Chapter 4 of "Handbook of Research on Leveraging Risk and Uncertainties for Effective Project Management", Raydugin, Y., Editor,  pp 76-108, C.H. Cropley, Published by IGI Global, November 2016.

Time and cost outcomes of large and complex projects are forecast poorly across all sectors. Over recent years, Monte Carlo (MC) simulation has increasingly been adopted to forecast project time and cost outcomes more realistically. It is recognised that the simultaneous analysis of time and cost impacts makes sense as a modelling objective, due to the well-known relationship of time and money in projects.

But most MC practitioners advocate the use of Schedule Risk Analysis (SRA) feeding into Cost Risk Analysis (CRA) because they believe it is too hard to perform Integrated Cost & Schedule Risk Analysis (IRA) realistically. This chapter elaborates an IRA methodology that produces realistic forecasts without relying on questionable assumptions and enables identification and ranking of all sources of cost uncertainty for risk optimisation as part of the process.

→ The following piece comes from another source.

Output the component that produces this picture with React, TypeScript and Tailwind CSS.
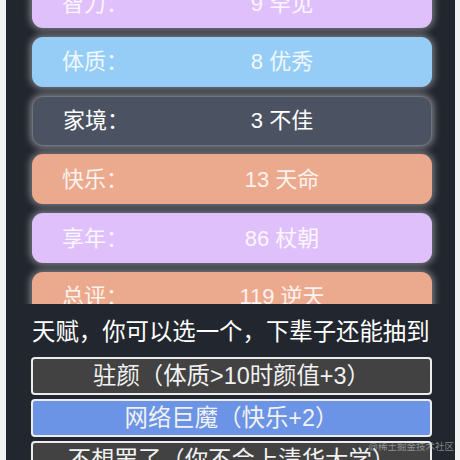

It also describes an extension of IRA methodology to include assessment of the assets produced by the project as well as the project itself, thus enabling the analysis of business risks as well as project risks. 

Key points

• Major resource project performance in Australia continues to be poor.

• Improved risk analysis before projects are committed, to expose the full range of risks due to operational and business risks as well as project risks, is clearly needed.

• A quantitative risk analysis methodology integrating project development and delivery with operations and revenue streams has been developed that provides a comprehensive understanding of the balance between profit and loss when all sources of uncertainty and risk are incorporated.